How To Curl Up and Dye in Your Business Blog

On a recent jaunt to Shelbyville, Indiana, I saw a storefront sign that caught my blogging trainer’s eye: “Curl Up and Dye Salon”. Cute name, I thought. More important, the play on words engaged my interest because it presented a familiar phrase with a new twist.

Reinforcing the familiar, then progressing to new information is an effective tactic for business blogging as well. Starting with the “known” helps online searchers conclude they’ve come to the right place for the data, products, and services they need.  The new elements you introduce – specialized knowledge, expert “how-to” tips, unusual case studies – help distinguish you and your business from those of your competitors’.

Puns can add an element of humor in blog posts as well as reinforcing the familiar.
A sign at Ivy Tech Community College quotes Groucho Marx: “Time flies like an arrow.  Fruit flies like bananas.” This one’s funny because it forces the reader to consider the two words “like” and “flies” in a new way. And, while a pun in itself doesn’t constitute a Call to Action, it can keep visitors engaged for the several additional seconds needed for them to reach the CTA in your blog.

Yahoo! News’ fashion comments on Michelle Obama’s skillful recycling of outfits can serve as a guide for business bloggers struggling to keep content fresh over periods of months and even years.

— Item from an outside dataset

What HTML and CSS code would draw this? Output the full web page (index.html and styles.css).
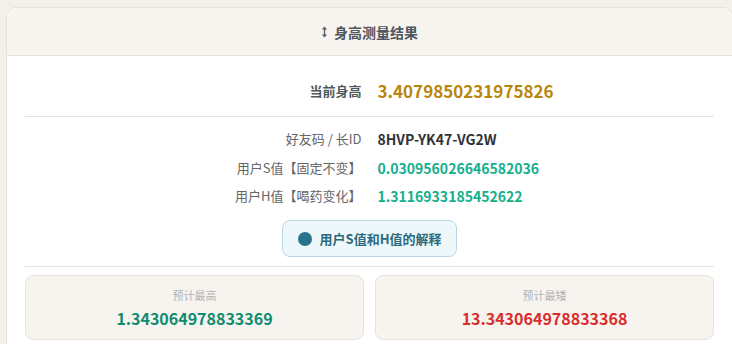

Michelle’s “Reuse, Renew, Reverse” has style watchers fascinated by her ingenuity.  Wearing a navy sweater with the lace-up in the back one day, then laced in front over a blouse the next earned her the title “fashionista-in-chief” from reporter Claudine Zap.

In similar vein, bloggers for business need to learn to reuse and renew blog content in order to keep blog post #386 (which this post is for Say It For You) as interesting to readers as blog post #3!  Maintaining consistently high rankings on search engines depends in large part on longevity.  That translates into the discipline to post content on the web over and over again, over long periods of time. Reusing and especially renewing content is the secret.  As veteran country singing star Mel Tillis puts it, “Every time I walk out there, it’s a different audience.”

Business owners who can learn from the First Lady to “reuse, renew, and reverse” with style (all the while maintaining a Mel Tillis-like discipline) are rare. The task of long-term business blogging blogs might fall, in many cases, to professional ghost bloggers.